> _Job_:
Tally every line of the listing below that holds "this", then give the tally alone.

> _Rows from a dataset of pages and code_:
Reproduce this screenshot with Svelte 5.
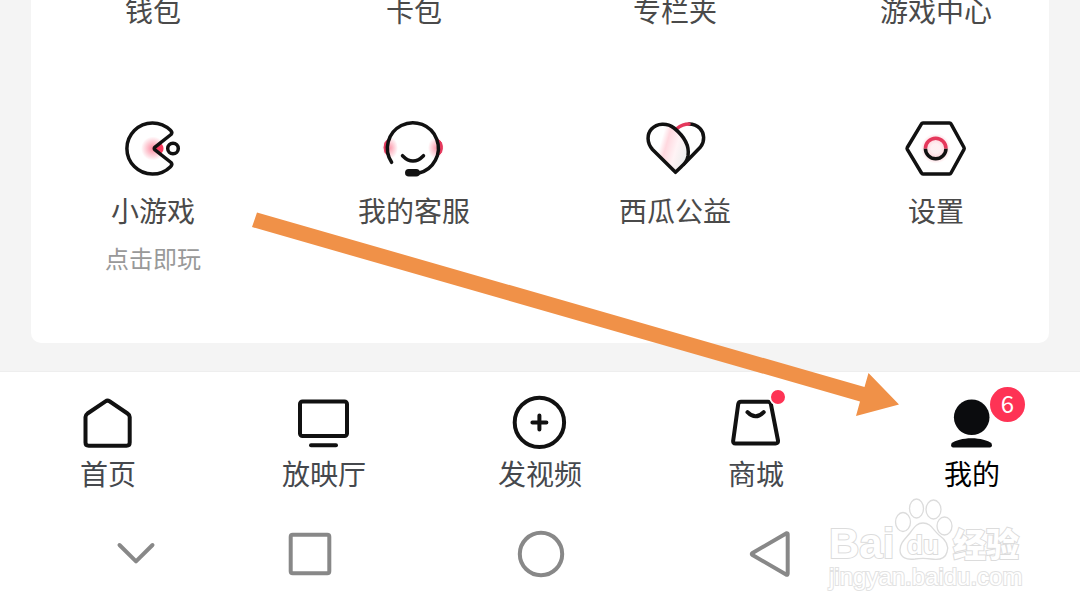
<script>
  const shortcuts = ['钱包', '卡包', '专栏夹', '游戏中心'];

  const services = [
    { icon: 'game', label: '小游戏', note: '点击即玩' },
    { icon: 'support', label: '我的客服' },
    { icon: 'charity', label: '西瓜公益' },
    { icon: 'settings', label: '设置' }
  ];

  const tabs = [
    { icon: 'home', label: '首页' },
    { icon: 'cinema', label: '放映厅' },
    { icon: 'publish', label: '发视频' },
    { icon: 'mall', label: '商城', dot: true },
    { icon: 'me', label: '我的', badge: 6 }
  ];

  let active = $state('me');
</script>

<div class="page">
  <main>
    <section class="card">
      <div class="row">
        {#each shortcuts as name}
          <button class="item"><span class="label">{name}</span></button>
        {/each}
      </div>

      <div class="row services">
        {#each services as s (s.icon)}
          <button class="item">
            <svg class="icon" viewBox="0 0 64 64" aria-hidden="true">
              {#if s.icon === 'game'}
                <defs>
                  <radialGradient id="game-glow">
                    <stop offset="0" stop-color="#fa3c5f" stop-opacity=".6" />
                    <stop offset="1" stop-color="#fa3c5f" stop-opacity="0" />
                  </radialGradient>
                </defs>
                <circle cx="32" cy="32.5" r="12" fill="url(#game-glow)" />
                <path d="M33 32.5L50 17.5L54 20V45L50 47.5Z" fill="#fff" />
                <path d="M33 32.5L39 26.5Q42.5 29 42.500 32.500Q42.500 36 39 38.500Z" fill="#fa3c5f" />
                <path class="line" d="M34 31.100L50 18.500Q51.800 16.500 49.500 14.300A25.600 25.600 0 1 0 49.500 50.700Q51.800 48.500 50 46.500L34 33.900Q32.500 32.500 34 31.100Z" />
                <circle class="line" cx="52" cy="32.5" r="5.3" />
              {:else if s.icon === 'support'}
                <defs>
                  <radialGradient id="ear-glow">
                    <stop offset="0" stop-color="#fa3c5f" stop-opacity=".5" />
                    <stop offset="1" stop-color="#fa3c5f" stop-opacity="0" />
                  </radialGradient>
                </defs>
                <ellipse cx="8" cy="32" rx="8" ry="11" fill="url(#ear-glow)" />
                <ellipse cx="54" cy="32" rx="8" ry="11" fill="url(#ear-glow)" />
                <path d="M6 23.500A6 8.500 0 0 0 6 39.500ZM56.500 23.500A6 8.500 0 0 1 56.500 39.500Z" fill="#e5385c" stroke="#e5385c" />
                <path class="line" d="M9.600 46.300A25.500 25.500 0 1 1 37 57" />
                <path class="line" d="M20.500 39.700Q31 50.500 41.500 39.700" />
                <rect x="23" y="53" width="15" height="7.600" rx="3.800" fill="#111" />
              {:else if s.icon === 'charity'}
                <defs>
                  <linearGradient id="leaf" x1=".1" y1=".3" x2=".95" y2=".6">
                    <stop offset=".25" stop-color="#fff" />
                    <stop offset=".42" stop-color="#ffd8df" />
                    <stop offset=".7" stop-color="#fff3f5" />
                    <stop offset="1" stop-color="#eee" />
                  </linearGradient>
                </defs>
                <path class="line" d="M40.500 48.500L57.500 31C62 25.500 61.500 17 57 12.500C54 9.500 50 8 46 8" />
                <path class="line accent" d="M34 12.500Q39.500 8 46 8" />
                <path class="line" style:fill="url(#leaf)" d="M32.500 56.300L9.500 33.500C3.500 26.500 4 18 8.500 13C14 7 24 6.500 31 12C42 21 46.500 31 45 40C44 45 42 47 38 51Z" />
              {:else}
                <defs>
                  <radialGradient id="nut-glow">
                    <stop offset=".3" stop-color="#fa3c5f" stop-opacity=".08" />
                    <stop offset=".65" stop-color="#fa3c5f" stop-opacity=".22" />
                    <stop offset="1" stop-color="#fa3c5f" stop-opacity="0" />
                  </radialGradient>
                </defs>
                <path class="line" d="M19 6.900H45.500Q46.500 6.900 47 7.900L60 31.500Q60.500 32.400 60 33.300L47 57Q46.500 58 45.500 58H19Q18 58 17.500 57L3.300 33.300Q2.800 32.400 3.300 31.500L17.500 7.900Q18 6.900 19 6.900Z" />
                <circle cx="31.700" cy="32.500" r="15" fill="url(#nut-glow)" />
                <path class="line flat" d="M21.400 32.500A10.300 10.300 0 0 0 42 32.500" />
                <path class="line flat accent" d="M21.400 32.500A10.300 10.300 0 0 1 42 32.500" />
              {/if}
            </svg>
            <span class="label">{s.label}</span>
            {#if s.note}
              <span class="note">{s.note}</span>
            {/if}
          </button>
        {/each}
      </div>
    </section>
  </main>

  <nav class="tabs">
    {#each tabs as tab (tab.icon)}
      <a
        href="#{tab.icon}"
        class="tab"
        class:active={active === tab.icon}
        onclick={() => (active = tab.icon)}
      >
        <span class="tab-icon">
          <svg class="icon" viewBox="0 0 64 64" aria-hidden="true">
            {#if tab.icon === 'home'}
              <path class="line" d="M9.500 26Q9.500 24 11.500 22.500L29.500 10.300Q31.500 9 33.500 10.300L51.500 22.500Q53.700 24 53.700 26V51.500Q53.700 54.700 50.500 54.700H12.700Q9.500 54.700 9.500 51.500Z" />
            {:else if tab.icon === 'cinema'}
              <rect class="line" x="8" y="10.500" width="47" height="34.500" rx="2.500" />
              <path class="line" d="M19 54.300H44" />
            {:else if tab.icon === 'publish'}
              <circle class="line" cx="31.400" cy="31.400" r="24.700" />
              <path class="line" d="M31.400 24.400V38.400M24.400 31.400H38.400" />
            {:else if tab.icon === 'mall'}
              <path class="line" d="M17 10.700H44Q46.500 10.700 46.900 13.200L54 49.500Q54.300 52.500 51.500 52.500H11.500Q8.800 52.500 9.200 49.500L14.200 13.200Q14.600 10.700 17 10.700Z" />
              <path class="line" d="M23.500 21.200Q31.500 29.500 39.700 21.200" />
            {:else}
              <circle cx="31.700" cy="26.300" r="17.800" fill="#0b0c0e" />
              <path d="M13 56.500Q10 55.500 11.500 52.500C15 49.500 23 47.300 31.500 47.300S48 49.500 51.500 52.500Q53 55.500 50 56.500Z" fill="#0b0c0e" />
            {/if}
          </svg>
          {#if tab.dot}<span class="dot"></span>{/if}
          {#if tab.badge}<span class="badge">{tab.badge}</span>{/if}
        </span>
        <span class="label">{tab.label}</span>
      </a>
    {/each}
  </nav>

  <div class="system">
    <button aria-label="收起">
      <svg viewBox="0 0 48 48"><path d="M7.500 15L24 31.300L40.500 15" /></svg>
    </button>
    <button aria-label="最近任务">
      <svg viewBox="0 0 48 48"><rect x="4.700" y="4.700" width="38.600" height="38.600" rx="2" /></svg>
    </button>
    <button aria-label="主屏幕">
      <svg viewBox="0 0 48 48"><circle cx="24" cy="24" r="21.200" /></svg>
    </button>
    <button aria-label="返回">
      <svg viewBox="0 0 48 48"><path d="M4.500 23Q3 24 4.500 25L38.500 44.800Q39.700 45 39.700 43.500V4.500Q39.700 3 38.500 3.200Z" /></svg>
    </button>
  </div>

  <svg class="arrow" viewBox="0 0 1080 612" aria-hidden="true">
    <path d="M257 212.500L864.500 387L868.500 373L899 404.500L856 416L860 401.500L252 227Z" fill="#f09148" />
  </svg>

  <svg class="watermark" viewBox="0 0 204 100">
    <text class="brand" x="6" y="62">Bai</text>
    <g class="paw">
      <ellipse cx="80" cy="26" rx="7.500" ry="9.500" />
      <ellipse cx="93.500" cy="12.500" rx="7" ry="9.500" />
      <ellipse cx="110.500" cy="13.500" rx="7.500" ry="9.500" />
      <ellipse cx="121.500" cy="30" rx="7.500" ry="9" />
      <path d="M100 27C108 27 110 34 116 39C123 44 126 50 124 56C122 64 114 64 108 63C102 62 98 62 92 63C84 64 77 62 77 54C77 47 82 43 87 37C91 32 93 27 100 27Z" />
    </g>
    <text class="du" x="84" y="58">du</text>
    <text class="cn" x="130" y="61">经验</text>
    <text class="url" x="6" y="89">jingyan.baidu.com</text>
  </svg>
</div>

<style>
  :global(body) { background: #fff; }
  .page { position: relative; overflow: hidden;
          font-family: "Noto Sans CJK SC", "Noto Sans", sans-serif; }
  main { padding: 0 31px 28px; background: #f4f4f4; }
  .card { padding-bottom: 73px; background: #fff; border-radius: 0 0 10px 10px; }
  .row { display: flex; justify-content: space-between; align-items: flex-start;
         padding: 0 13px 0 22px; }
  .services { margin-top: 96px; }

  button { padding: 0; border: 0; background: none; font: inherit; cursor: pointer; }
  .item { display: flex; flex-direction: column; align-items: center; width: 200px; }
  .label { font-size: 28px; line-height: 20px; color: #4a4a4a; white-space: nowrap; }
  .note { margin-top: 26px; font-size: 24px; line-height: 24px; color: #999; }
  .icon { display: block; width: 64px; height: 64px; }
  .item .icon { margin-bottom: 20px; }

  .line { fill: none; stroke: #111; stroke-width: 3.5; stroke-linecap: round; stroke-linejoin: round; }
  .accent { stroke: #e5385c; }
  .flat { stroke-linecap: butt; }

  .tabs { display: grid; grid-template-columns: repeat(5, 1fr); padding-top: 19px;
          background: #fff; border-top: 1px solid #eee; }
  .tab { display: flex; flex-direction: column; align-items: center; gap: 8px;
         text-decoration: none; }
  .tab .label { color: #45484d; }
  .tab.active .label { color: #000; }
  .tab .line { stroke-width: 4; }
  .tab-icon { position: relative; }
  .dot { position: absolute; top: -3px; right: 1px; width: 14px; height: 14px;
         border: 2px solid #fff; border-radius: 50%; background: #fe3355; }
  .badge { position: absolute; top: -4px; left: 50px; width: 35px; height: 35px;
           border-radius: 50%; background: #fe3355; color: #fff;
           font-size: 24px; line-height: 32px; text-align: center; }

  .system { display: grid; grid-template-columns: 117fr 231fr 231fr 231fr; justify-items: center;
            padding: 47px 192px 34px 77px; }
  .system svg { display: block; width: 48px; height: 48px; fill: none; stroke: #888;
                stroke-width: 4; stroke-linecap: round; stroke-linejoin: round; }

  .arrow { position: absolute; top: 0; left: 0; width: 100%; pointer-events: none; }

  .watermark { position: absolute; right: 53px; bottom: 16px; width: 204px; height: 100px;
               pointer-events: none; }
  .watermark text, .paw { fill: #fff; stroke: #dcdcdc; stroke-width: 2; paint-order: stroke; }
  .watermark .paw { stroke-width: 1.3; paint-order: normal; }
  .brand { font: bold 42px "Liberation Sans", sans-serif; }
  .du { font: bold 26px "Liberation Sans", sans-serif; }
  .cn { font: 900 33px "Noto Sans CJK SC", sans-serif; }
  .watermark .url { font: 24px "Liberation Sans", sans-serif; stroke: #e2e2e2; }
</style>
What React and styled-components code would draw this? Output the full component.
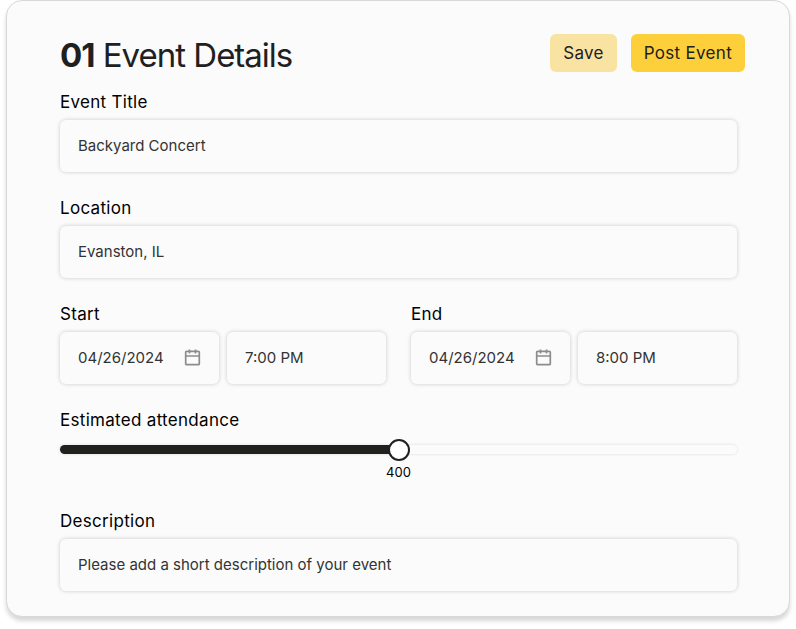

> _Completed task_:
2